Después viene un largo divorcio de casi dos siglos. A lo largo del XIX, cuando fraguan los modernos nacionalismos europeos, el de Portugal tiene como cemento “la amenaza española”, aunque España ya no está para amenazar a nadie. Las ciudades fronterizas lusitanas, sin embargo, se fortifican como si esperasen siempre una nueva invasión española.

España, en realidad, ignora a Portugal, se olvida del vecino, como si no existiera. Solamente lo va a descubrir en abril de 1974, cuando la Revolución de los Claveles derribe a la dictadura en el país vecino.

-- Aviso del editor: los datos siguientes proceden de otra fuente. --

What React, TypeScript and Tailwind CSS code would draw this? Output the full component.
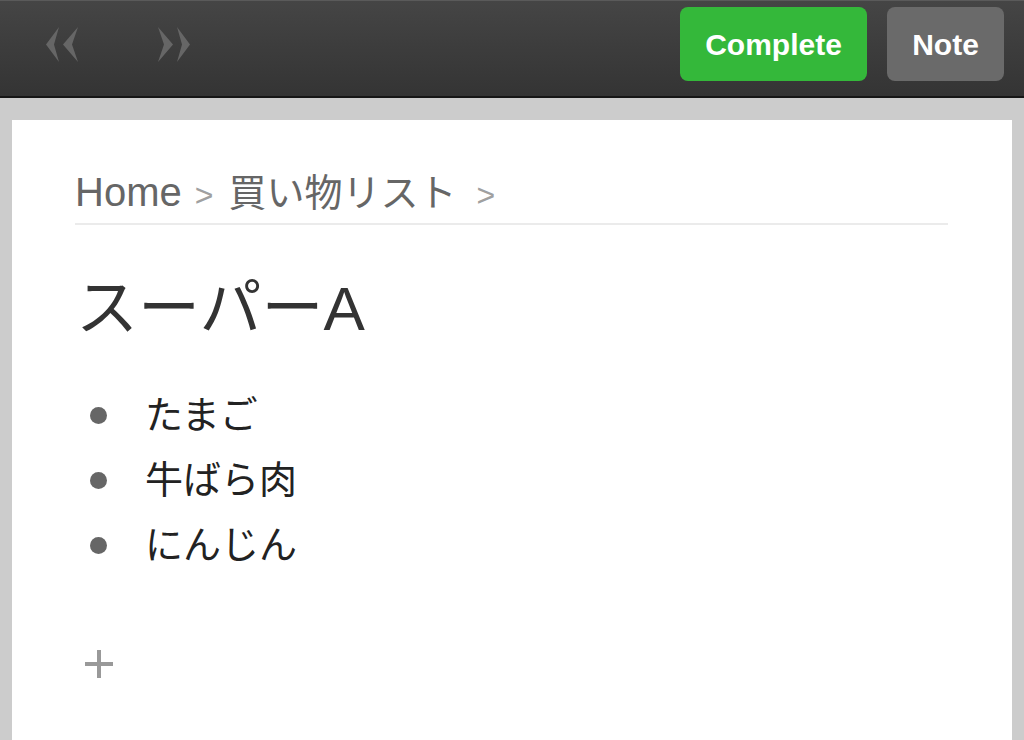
const items = ["たまご", "牛ばら肉", "にんじん"];

const font = { fontFamily: "'Liberation Sans', 'Noto Sans CJK JP', sans-serif" };

function Chevrons({ dir }: { dir: "left" | "right" }) {
  const d =
    dir === "left"
      ? "M13 0 L0 17.5 L13 35 L8 17.5 Z M32 0 L17 17.5 L32 35 L26 17.5 Z"
      : "M1 0 L16 17.5 L1 35 L7 17.5 Z M20 0 L33 17.5 L20 35 L25 17.5 Z";
  return (
    <svg width="34" height="35" viewBox="0 0 34 35">
      <path d={d} fill="#666" />
    </svg>
  );
}

export default function App() {
  return (
    <div className="w-[1024px] h-[740px] overflow-hidden bg-[#cccccc] flex flex-col" style={font}>
      {/* Top toolbar */}
      <div className="h-[98px] shrink-0 bg-gradient-to-b from-[#454545] to-[#343434] border-t border-[#5a5a5a] border-b-2 border-b-[#161616] flex items-start">
        <div className="flex items-center gap-[77px] pl-[46px] pt-[26px]">
          <Chevrons dir="left" />
          <Chevrons dir="right" />
        </div>
        <div className="ml-auto flex items-start gap-[20px] pr-[20px] pt-[6px]">
          <button className="w-[187px] h-[74px] rounded-[8px] bg-[#34b83a] text-white text-[30px] font-bold">
            Complete
          </button>
          <button className="w-[117px] h-[74px] rounded-[8px] bg-[#6a6a6a] text-white text-[30px] font-bold">
            Note
          </button>
        </div>
      </div>

      {/* Page */}
      <div className="flex-1 mt-[22px] mx-[12px] bg-white px-[63px] pt-[44px]">
        <div className="flex items-baseline text-[40px] leading-[56px] text-[#666] border-b-2 border-[#ebebeb] mr-[1px]">
          <span>Home</span>
          <span className="text-[#a0a0a0] text-[32px] ml-[13px] mr-[15px]">&gt;</span>
          <span className="text-[38px]">買い物リスト</span>
          <span className="text-[#a0a0a0] text-[32px] ml-[20px]">&gt;</span>
        </div>

        <h1 className="text-[62px] leading-[80px] text-[#333] mt-[44px] ml-[1px]">スーパーA</h1>

        <ul className="mt-[34px]">
          {items.map((item) => (
            <li key={item} className="flex items-center h-[65px]">
              <span className="w-[17px] h-[17px] rounded-full bg-[#666] ml-[15px] mr-[38px]" />
              <span className="text-[38px] text-[#222]">{item}</span>
            </li>
          ))}
        </ul>

        <div className="mt-[70px] ml-[8px]">
          <svg width="32" height="32" viewBox="0 0 32 32">
            <path d="M16 2 V30 M2 16 H30" stroke="#999" strokeWidth="4" />
          </svg>
        </div>
      </div>
    </div>
  );
}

Entonces toda la España democrática se pone a cantar –y ahora sí tiene claro el porqué– “¡Ay Portugal! ¿Por qué te quiero tanto?”.

El primer virrey
Tras una temporada en que mantuvo su Corte en Lisboa, Felipe II volvió a Madrid. Para representar al rey habría un virrey de Portugal, que necesariamente tenía que ser portugués, a no ser que fuese miembro de la familia real.

El primero en el cargo fue un sobrino de Felipe II, el cardenal-archiduque don Alberto. Era un cosmopolita: hijo del emperador Maximiliano II, nacido en Viena, educado en España desde los 11 años, terminaría su vida como soberano de los Países Bajos por su matrimonio –tras colgar los hábitos– con la infanta Isabel Clara Eugenia.